■ GOAL OF THE EXERCISE ■
State only the number of lines that contain the string "TypeScript".

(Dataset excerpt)

···

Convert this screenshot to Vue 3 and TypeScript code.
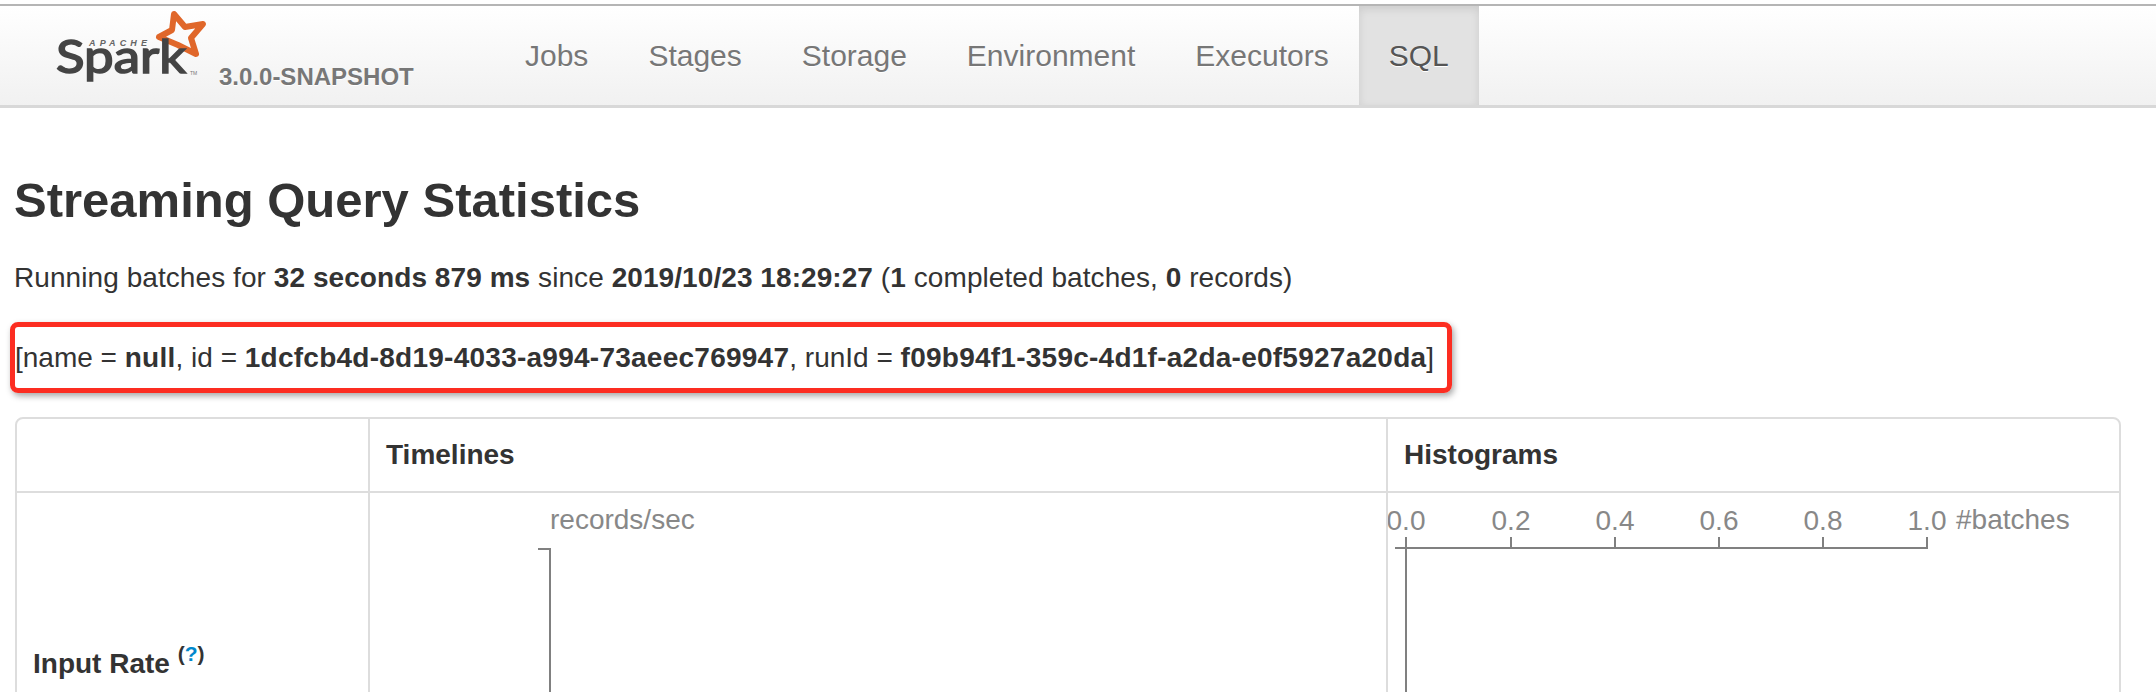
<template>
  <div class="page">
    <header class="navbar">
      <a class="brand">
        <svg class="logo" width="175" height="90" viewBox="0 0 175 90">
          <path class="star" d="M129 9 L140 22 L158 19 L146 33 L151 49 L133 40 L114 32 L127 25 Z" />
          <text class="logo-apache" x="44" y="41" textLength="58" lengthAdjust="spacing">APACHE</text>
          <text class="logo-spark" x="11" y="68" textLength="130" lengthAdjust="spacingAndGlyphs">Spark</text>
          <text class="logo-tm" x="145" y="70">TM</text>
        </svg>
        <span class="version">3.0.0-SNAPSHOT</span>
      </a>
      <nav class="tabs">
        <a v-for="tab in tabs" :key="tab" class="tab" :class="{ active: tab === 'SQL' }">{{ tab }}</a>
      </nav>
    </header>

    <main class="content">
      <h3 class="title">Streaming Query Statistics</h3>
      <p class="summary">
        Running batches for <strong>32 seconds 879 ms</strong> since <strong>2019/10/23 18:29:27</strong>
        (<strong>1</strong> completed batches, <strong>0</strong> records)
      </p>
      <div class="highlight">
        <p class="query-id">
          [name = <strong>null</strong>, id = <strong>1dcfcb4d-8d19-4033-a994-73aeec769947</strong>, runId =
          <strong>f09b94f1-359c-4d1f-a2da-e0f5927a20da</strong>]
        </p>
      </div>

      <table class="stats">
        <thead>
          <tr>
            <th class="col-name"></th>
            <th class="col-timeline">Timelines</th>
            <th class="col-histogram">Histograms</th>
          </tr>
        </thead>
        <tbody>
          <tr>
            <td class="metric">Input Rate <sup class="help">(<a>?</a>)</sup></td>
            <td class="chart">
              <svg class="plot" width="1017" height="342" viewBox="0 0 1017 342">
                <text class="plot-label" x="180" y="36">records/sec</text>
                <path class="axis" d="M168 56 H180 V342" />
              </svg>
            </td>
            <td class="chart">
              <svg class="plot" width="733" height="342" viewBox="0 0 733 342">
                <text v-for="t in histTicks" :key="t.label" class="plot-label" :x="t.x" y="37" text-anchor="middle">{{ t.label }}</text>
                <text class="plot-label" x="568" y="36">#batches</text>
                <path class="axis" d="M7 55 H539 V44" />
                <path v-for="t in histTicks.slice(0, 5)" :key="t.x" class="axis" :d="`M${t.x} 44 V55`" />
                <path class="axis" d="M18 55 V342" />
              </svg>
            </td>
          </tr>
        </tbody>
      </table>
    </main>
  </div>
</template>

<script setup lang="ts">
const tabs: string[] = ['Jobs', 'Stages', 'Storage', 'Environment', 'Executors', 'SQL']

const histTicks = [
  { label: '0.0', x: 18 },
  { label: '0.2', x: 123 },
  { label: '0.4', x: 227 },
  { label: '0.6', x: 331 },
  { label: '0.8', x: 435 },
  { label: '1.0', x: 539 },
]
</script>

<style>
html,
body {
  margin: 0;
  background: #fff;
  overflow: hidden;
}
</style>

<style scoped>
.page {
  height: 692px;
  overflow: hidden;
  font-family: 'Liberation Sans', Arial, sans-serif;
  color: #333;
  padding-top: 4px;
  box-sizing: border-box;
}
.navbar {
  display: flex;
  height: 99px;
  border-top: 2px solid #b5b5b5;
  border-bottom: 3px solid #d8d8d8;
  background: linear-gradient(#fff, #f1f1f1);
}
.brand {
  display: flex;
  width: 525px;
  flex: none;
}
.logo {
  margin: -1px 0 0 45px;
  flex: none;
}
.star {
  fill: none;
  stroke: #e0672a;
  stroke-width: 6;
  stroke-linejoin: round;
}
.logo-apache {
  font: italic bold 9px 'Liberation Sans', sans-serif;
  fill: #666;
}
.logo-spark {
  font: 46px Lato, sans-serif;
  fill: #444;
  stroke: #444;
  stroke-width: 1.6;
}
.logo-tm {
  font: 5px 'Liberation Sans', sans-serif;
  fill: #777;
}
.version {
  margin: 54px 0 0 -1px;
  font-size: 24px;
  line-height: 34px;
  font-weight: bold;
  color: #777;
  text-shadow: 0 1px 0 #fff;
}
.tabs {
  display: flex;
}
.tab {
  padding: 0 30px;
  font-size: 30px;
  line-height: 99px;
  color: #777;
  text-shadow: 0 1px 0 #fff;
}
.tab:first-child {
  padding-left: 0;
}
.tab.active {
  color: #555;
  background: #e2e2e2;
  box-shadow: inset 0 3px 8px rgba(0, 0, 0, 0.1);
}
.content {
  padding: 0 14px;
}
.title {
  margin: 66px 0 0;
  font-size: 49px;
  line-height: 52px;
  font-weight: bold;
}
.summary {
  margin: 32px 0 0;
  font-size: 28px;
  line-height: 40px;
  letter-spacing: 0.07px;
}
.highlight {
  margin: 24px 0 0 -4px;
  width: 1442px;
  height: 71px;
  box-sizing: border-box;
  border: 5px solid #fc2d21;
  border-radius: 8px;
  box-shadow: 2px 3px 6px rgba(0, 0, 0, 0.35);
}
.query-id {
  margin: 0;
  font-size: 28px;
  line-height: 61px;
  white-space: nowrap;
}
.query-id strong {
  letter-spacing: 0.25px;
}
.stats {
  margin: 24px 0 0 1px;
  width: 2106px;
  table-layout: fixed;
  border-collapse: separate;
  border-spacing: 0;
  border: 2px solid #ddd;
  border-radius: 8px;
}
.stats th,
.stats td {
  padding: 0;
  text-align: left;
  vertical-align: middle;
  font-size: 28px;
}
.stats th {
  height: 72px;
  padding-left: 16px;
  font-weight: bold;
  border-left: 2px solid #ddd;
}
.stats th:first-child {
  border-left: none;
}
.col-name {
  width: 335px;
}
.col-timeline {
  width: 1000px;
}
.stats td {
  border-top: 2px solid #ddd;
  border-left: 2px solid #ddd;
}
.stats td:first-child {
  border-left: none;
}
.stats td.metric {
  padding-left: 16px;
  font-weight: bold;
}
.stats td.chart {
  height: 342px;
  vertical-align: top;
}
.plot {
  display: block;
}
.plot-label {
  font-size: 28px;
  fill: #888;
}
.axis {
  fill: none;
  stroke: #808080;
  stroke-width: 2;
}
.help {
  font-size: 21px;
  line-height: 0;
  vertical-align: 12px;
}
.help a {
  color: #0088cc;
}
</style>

···

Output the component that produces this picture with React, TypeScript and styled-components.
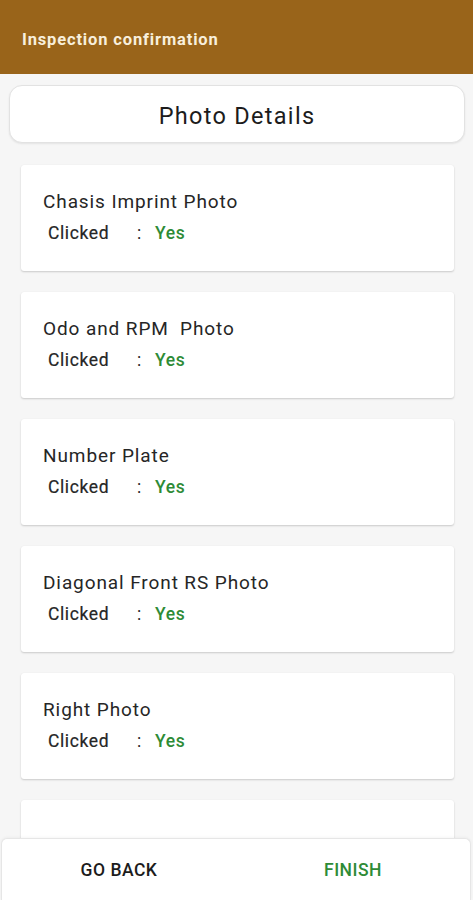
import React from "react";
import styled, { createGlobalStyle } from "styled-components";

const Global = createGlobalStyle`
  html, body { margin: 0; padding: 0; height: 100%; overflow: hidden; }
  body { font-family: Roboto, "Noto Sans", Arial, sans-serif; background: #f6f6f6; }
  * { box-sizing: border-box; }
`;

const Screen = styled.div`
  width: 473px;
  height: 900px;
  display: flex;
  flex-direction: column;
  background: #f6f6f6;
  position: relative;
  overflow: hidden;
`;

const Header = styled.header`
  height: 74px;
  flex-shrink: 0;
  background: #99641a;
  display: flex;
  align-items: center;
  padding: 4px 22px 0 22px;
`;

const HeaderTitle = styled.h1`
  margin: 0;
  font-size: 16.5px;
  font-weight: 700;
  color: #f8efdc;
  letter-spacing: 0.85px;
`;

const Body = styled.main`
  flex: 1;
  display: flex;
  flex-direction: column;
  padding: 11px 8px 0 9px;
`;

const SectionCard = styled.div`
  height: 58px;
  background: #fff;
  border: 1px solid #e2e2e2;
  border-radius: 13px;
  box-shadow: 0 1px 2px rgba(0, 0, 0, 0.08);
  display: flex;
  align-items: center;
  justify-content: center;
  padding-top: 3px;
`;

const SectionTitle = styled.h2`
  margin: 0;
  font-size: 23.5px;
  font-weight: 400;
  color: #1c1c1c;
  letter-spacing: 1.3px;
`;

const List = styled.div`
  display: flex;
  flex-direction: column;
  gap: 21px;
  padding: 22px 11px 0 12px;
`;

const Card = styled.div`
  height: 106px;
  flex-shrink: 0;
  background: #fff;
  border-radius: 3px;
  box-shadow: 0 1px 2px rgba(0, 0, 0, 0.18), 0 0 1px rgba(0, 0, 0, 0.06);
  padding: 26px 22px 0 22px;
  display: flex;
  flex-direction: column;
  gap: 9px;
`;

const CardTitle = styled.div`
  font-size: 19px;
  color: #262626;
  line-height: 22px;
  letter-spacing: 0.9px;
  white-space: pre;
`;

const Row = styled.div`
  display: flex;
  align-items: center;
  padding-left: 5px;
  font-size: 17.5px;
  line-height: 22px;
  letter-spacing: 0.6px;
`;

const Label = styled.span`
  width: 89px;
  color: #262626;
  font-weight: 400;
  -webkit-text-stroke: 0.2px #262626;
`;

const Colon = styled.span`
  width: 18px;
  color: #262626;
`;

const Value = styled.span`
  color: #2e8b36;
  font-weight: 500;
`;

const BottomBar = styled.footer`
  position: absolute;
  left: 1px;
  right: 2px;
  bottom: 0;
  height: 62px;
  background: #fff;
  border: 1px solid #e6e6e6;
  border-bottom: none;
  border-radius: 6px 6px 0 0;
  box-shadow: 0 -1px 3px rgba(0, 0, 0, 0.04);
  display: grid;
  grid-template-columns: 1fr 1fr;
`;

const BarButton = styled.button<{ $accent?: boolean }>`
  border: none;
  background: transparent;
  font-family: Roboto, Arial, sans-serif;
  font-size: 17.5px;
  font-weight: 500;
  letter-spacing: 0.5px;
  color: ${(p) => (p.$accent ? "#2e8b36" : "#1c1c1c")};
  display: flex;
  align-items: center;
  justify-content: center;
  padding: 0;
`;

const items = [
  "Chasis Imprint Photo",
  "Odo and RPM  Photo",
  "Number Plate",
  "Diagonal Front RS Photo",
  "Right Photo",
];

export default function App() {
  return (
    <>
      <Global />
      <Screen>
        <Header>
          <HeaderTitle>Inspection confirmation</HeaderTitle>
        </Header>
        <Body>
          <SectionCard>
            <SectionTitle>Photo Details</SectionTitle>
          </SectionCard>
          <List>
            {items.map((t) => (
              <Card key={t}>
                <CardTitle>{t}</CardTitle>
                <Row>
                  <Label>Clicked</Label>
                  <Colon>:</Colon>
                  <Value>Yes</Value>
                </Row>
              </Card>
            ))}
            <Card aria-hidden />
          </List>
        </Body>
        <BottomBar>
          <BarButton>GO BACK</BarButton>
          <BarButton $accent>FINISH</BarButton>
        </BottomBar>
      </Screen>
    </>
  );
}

···

■ WRITTEN REPLY ■
2